• The Bank of Canada maintains its overnight rate at 2.75% for the third consecutive meeting.
  • Core inflation and labor market resilience drive the cautious stance.
  • Analysts expect rates to remain on hold barring significant economic shifts.

A Cautious Hold Amid Economic Crosscurrents

The Bank of Canada kept its benchmark interest rate unchanged at 2.75% on Wednesday, as widely anticipated by markets. The decision marks the third straight hold since March 2025, following 225 basis points of cuts that began in mid-2024.

Governor Tiff Macklem's team appears to be threading the needle between persistent core inflation and slowing economic growth. "The balance of risks suggests keeping our powder dry," a senior central bank official told reporters on condition of anonymity. Attempts to reach Macklem for comment were unsuccessful.

The Inflation-Labor Tightrope

June's core inflation reading of 3.1% - while down from earlier peaks - remains stubbornly above the bank's comfort zone. Meanwhile, the labor market added 83,000 jobs last month, though the quality of employment has raised eyebrows with part-time positions dominating growth.
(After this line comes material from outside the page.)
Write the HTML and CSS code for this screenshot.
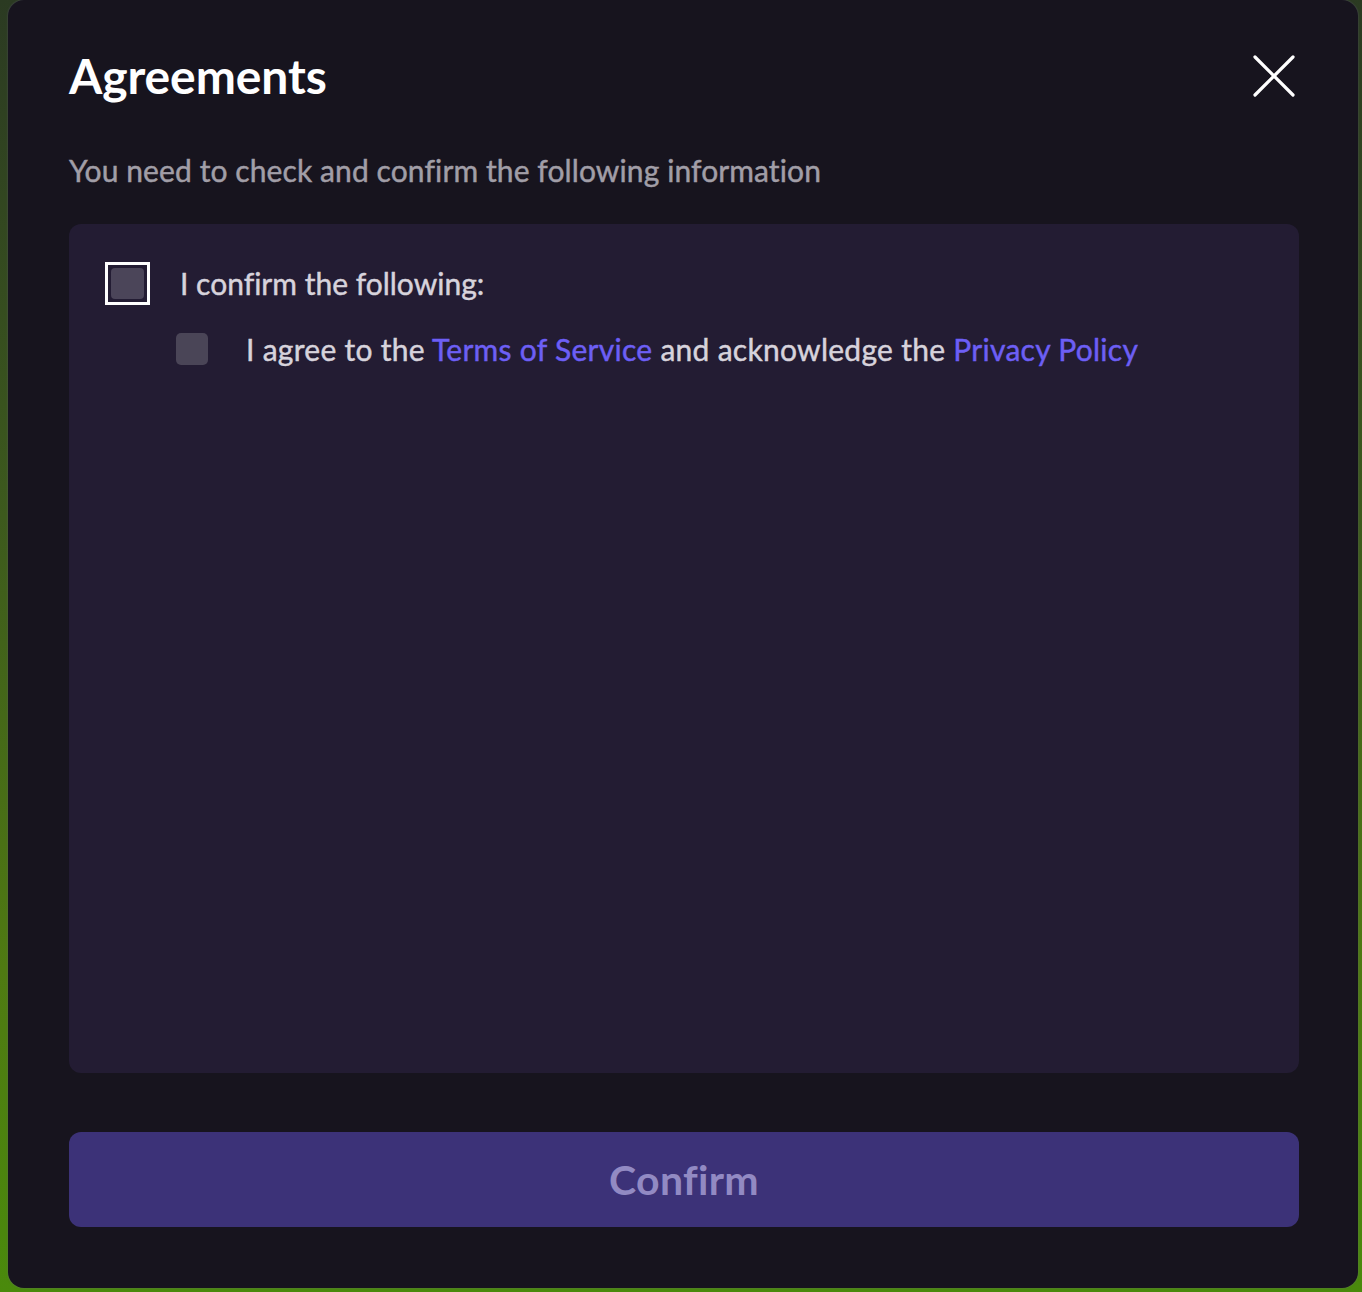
FILE: index.html
```html
<!DOCTYPE html>
<html lang="en">
<head>
<meta charset="utf-8">
<title>Agreements</title>
<link rel="stylesheet" href="styles.css">
</head>
<body>
<div class="backdrop">
  <div class="modal">
    <div class="header">
      <h1 class="title">Agreements</h1>
      <button class="close" aria-label="Close">
        <svg width="42" height="42" viewBox="0 0 42 42"><path d="M2 2 L40 40 M40 2 L2 40" stroke="#fff" stroke-width="3.2" stroke-linecap="round" fill="none"/></svg>
      </button>
    </div>
    <p class="subtitle">You need to check and confirm the following information</p>
    <div class="panel">
      <label class="row main">
        <span class="box big"></span>
        <span class="label">I confirm the following:</span>
      </label>
      <label class="row sub">
        <span class="box small"></span>
        <span class="label">I agree to the <a class="link">Terms of Service</a> and acknowledge the <a class="link">Privacy Policy</a></span>
      </label>
    </div>
    <button class="confirm">Confirm</button>
  </div>
</div>
</body>
</html>
```

FILE: styles.css
```css
html, body {
  margin: 0;
  padding: 0;
}
body {
  width: 1362px;
  height: 1292px;
  overflow: hidden;
  background: linear-gradient(180deg, #2b3a22 0%, #3d5a1d 40%, #4f7a12 75%, #4a8a0c 100%);
  font-family: "Lato", "Noto Sans", sans-serif;
  font-variant-ligatures: none;
}
.backdrop {
  height: 1292px;
  padding-left: 8px;
  box-sizing: border-box;
}
.modal {
  width: 1350px;
  height: 1288px;
  box-sizing: border-box;
  background: #17141e;
  border-radius: 16px;
  box-shadow: 0 0 2px rgba(110, 100, 140, 0.6);
  padding: 47px 59px 61px 61px;
  display: flex;
  flex-direction: column;
}
.header {
  display: flex;
  align-items: center;
  justify-content: space-between;
  height: 58px;
}
.title {
  margin: 0;
  font-size: 48px;
  font-weight: 700;
  color: #ffffff;
  line-height: 58px;
  letter-spacing: -0.1px;
}
.close {
  background: none;
  border: 0;
  padding: 0;
  width: 42px;
  height: 42px;
  margin-right: 4px;
  display: flex;
}
.subtitle {
  margin: 47px 0 0 0;
  font-size: 30px;
  font-weight: 400;
  line-height: 36px;
  color: #a19ea7;
  letter-spacing: 0.1px;
  -webkit-text-stroke: 0.45px currentColor;
}
.panel {
  margin-top: 36px;
  flex: 1;
  background: #231c33;
  border-radius: 12px;
  padding: 37px 36px;
  display: flex;
  flex-direction: column;
}
.row {
  display: flex;
  align-items: center;
  color: #d7d3dc;
  font-size: 30px;
  font-weight: 400;
  -webkit-text-stroke: 0.45px currentColor;
}
.main {
  height: 44px;
}
.sub {
  margin-top: 22px;
  padding-left: 71px;
  height: 44px;
  letter-spacing: 0.28px;
}
.box {
  display: block;
  box-sizing: border-box;
  flex: none;
}
.big {
  width: 45px;
  height: 43px;
  border: 3px solid #ffffff;
  background: #231c33;
  padding: 3px;
}
.big::after {
  content: "";
  display: block;
  width: 100%;
  height: 100%;
  background: #4b4559;
  border-radius: 4px;
}
.main .label {
  margin-left: 30px;
}
.small {
  width: 32px;
  height: 32px;
  background: #4a4557;
  border-radius: 5px;
}
.sub .label {
  margin-left: 38px;
}
.link {
  color: #6d5ff5;
  text-decoration: none;
}
.confirm {
  margin-top: 59px;
  height: 95px;
  border: 0;
  border-radius: 12px;
  background: #3c3278;
  color: #928ac3;
  font-family: "Lato", "Noto Sans", sans-serif;
  font-variant-ligatures: none;
  font-size: 41px;
  font-weight: 700;
  letter-spacing: 0.3px;
  width: 1230px;
}
```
"They're clearly worried about second-round effects," said CIBC Capital Markets chief economist Avery Shenfeld, referring to potential wage-price spirals. "But with trade uncertainty lingering, they don't want to overcorrect."

What Comes Next?

Overnight index swaps currently price in just a 15% chance of a cut by September. However, TD Securities notes that commercial banks have begun quietly extending mortgage rate discounts, suggesting market expectations of eventual easing. The bank's next decision on September 4 will follow fresh GDP and inflation data.

Correction: An earlier version misstated the timing of the last rate cut; it occurred in March 2025, not February.